Okay, by now most of us are familiar with TikTok content, its tropes and stylings, even if we’re not active on the app itself. Content created for the platform often leaches into other channels, turning up on YouTube, blog posts, news and magazine websites and TV shows. It’s the ‘fun clip’ medium du jour and it’s already colouring our expectations of what contemporary content can look like and achieve.
What does it look like? Well, first and foremost it’s framed vertically. In ancient terms that means its default is ‘portrait’ orientation, rather than ‘landscape’. While other social media apps make use of vertical video, on TikTok there’s no other real choice of format.
Historically, most movie-making has been set to landscape format, which provides a widescreen view of the world. No one wants to watch The Lord of the Rings in portrait mode. So why switch to vertical? The answer is ‘you’. And ‘her’, ‘him’ and ‘they’.
Portrait mode is about putting people up front, hence its name. Vertical video is the perfect format to focus on – and engage and interact with – real people. In vertical, real life fills the frame. You fill the frame. This is important, and it’s where that word returns: authenticity.
TikTok, with its homemade feel, is in many ways about a search for individuality and authenticity. Its memes and challenges are games for exploring what it means to create playful versions of what might be termed an ‘authentic self’ – a self that doesn’t always get its moment in the sun during school hours or the working week. This is why it’s beloved of young people. In fact, it’s why all the latest social channels are always beloved of the young – because it says to everyone else that this is the place ‘we can truly be us’.
Keep it authentic
Of course, sooner or later every social platform matures as it grows. Some of the early individuality is lost in the noise. But in the early curve of the hype cycle it’s a place where early adopters ‘keep it real’ – ‘keep it authentic’.

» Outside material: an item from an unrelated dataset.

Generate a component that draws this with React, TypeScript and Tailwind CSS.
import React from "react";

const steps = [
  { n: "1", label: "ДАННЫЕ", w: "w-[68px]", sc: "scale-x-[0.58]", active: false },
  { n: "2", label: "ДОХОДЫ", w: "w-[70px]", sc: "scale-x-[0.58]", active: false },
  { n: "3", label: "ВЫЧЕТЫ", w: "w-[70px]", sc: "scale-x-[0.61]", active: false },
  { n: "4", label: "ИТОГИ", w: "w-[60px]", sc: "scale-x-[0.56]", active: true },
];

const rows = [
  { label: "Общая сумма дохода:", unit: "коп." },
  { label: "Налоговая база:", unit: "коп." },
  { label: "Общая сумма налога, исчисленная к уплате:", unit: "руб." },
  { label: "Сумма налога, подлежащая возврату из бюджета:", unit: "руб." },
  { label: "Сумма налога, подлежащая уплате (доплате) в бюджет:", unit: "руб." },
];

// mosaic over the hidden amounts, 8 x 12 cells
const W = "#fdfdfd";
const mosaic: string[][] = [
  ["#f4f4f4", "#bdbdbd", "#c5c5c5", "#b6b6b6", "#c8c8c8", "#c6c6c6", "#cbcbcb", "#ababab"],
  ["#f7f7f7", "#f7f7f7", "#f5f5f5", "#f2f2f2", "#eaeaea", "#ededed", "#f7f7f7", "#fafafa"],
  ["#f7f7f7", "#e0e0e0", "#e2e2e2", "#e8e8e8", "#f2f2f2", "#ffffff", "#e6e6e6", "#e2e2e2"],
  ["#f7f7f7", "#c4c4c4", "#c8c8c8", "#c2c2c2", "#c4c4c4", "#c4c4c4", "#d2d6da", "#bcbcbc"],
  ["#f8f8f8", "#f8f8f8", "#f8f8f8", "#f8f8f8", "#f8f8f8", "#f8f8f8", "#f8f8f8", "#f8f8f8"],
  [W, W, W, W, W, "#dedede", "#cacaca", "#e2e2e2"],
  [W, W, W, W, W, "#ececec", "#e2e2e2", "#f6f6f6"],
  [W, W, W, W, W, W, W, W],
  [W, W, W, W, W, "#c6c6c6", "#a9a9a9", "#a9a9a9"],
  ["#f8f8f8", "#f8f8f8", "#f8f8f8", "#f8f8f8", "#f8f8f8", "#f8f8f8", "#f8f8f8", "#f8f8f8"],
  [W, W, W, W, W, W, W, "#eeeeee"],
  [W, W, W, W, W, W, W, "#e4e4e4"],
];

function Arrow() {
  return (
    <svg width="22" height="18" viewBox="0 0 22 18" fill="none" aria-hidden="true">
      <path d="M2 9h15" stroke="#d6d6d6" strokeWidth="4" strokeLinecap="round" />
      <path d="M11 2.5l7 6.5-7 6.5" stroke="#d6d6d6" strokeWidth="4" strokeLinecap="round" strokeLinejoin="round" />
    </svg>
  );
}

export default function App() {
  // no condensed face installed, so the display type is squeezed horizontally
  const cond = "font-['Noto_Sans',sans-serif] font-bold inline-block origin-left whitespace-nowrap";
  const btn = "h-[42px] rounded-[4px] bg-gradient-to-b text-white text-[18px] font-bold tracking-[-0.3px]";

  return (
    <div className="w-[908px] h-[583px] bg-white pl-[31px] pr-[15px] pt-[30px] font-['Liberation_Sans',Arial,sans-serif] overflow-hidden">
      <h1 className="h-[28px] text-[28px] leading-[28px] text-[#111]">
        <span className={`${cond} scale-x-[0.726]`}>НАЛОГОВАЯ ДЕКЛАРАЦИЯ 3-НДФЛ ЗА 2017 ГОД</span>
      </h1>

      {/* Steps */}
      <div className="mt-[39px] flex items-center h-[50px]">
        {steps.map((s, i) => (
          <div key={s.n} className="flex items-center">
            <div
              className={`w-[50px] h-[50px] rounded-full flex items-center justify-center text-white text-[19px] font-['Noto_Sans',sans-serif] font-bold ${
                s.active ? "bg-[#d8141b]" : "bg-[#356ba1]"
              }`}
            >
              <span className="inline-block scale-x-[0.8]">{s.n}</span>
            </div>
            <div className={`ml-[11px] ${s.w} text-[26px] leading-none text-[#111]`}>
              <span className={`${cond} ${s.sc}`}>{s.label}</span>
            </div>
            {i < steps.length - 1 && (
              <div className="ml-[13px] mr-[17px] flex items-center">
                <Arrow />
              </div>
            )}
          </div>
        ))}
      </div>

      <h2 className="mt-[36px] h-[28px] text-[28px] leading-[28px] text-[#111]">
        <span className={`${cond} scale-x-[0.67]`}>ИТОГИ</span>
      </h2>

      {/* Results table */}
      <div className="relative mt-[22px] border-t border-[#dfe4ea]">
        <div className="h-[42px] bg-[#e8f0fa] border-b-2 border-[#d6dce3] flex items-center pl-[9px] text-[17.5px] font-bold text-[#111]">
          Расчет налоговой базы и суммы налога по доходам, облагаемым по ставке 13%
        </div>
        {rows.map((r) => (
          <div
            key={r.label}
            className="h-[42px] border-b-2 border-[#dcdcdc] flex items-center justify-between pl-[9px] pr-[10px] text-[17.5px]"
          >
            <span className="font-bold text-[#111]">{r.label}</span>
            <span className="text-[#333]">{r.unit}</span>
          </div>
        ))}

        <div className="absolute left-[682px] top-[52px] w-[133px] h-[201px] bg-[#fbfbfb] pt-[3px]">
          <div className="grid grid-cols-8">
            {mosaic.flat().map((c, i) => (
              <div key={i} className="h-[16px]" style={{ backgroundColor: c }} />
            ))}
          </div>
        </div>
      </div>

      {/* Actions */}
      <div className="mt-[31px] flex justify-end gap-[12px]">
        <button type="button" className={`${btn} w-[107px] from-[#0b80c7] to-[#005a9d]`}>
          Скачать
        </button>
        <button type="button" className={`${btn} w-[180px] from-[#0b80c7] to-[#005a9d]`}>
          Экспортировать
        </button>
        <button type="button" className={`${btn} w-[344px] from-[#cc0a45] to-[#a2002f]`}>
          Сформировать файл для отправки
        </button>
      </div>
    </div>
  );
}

TikTok has matured at pace. Bands arrived, and so did the oldies (anyone over 24 in TikTok terms). But there are also a couple of ways TikTok still differentiates itself. For that, over to Alex Lamb, digital producer at CPL: “With TikTok you can’t fake it so easily,” he says. “With something like Instagram, it’s simple to edit photos to provide a fake or enhanced view of reality. With a moving image, all that’s much harder to achieve, which means that with TikTok a level of authenticity remains.
“There’s also real engagement and interplay between its users, across its challenges and memes. It prioritises person-to-person interaction, where people are inspired by and respond to the creativity of others. It’s about dialogue more than monologue, and that means it’s a participatory more than a broadcast platform.”

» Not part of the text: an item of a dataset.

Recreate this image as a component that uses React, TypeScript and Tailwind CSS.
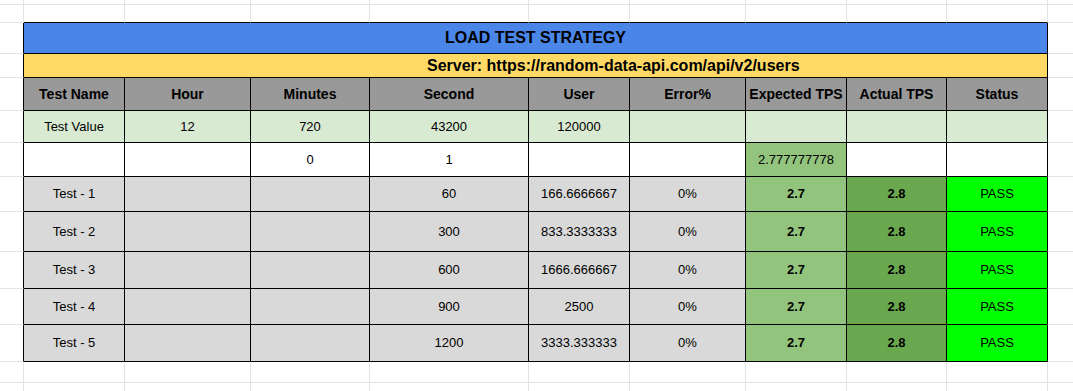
/** Load test strategy sheet, drawn as a spreadsheet grid. */

const COLS = [
  'w-[24px]',
  'w-[101px]',
  'w-[126px]',
  'w-[119px]',
  'w-[159px]',
  'w-[101px]',
  'w-[116px]',
  'w-[101px]',
  'w-[100px]',
  'w-[101px]',
  'w-[26px]',
]

const HEADERS = ['Test Name', 'Hour', 'Minutes', 'Second', 'User', 'Error%', 'Expected TPS', 'Actual TPS', 'Status']

const TESTS = [
  { name: 'Test - 1', sec: '60', user: '166.6666667', h: 'h-[35px]' },
  { name: 'Test - 2', sec: '300', user: '833.3333333', h: 'h-[40px]' },
  { name: 'Test - 3', sec: '600', user: '1666.666667', h: 'h-[37px]' },
  { name: 'Test - 4', sec: '900', user: '2500', h: 'h-[36px]' },
  { name: 'Test - 5', sec: '1200', user: '3333.333333', h: 'h-[37px]' },
]

interface CellProps {
  w: string
  className?: string
  children?: React.ReactNode
}

/** One bordered cell of the table. */
function Cell({ w, className = '', children }: CellProps) {
  return (
    <div className={`${w} shrink-0 h-full flex items-center justify-center border-r border-b border-black ${className}`}>
      {children}
    </div>
  )
}

/** Grey gutter cell left of the table, its right edge is the table's border. */
function LeftGutter() {
  return <div className="w-[24px] shrink-0 h-full border-r border-b border-r-black border-b-[#e2e2e2]" />
}

function RightGutter() {
  return <div className="w-[26px] shrink-0 h-full border-r border-b border-[#e2e2e2]" />
}

/** A row of empty sheet cells outside the table. */
function BlankRow({ h, edge = false }: { h: string; edge?: boolean }) {
  return (
    <div className={`flex ${h}`}>
      {COLS.map((w, i) => (
        <div
          key={i}
          className={`${w} shrink-0 h-full border-r border-b ${
            edge && i > 0 && i < 10 ? 'border-r-[#e2e2e2] border-b-black' : 'border-[#e2e2e2]'
          }`}
        />
      ))}
    </div>
  )
}

export default function App() {
  return (
    <div className="w-[1073px] h-[391px] overflow-hidden bg-white text-black text-[13px] font-['Liberation_Sans',Arial,sans-serif]">
      <BlankRow h="h-[5px]" />
      <BlankRow h="h-[18px]" edge />

      {/* titre */}
      <div className="flex h-[31px]">
        <LeftGutter />
        <div className="w-[1024px] shrink-0 h-full flex items-center justify-center border-r border-b border-black bg-[#4a86e8] text-[16px] font-bold">
          LOAD TEST STRATEGY
        </div>
        <RightGutter />
      </div>

      <div className="flex h-[24px]">
        <LeftGutter />
        <div className="w-[1024px] shrink-0 h-full flex items-center pl-[403px] border-r border-b border-black bg-[#ffd966] text-[16px] font-bold">
          Server: https://random-data-api.com/api/v2/users
        </div>
        <RightGutter />
      </div>

      {/* header */}
      <div className="flex h-[33px]">
        <LeftGutter />
        {HEADERS.map((t, i) => (
          <Cell key={t} w={COLS[i + 1]} className="bg-[#999999] text-[14px] font-bold">
            {t}
          </Cell>
        ))}
        <RightGutter />
      </div>

      <div className="flex h-[32px]">
        <LeftGutter />
        {['Test Value', '12', '720', '43200', '120000', '', '', '', ''].map((t, i) => (
          <Cell key={i} w={COLS[i + 1]} className="bg-[#d9ead3]">
            {t}
          </Cell>
        ))}
        <RightGutter />
      </div>

      <div className="flex h-[34px]">
        <LeftGutter />
        {['', '', '0', '1', '', '', '2.777777778', '', ''].map((t, i) => (
          <Cell key={i} w={COLS[i + 1]} className={i === 6 ? 'bg-[#93c47d]' : 'bg-white'}>
            {t}
          </Cell>
        ))}
        <RightGutter />
      </div>

      {TESTS.map((r) => (
        <div key={r.name} className={`flex ${r.h}`}>
          <LeftGutter />
          {[r.name, '', '', r.sec, r.user, '0%'].map((t, i) => (
            <Cell key={i} w={COLS[i + 1]} className="bg-[#d9d9d9]">
              {t}
            </Cell>
          ))}
          <Cell w={COLS[7]} className="bg-[#93c47d] font-bold">2.7</Cell>
          <Cell w={COLS[8]} className="bg-[#6aa84f] font-bold">2.8</Cell>
          <Cell w={COLS[9]} className="bg-[#00ff00]">PASS</Cell>
          <RightGutter />
        </div>
      ))}

      <BlankRow h="h-[21px]" />
      <BlankRow h="h-[21px]" />
    </div>
  )
}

Being authentic. Creating a dialogue. Driving peer-to-peer engagement. These phrases resonate beyond TikTok. Indeed, they’re foundational for much of the work we deliver for clients here at CPL, whatever channel we’re creating content for. Think of it like that and TikTok is less the leap of faith for content marketing that it sometimes appears to be.
Make me a hero
One recent TikTok trend should give us further pause for thought. Over the past year of the pandemic, TikTok users have responded to the platform’s #maincharacter hashtag, creating tongue-in-cheek videos in which they re-envisage everyday situations as if they are a main character in a Hollywood movie. Content for the #maincharacter hashtag has received more than 5.2bn views.
During a time when many young people have been feeling isolated, it has been a way to playfully #romanticise (another popular hashtag) everyday life, and feel a little bit more like a hero than the day-to-day allows.
So here’s the takeout. Let’s remember that the early-days honesty of a social channel – characterised by a search for authenticity, individuality, creativity, by a desire for creative play, and by engaging in open and honest dialogues within a like-minded community – are values that help us support all audiences, whatever their demographic. Many of these audiences are asking the same thing: surprise me; delight me; understand me; interest me; be honest; connect me with others; and make me a hero.
It’s what all good content should aim to do.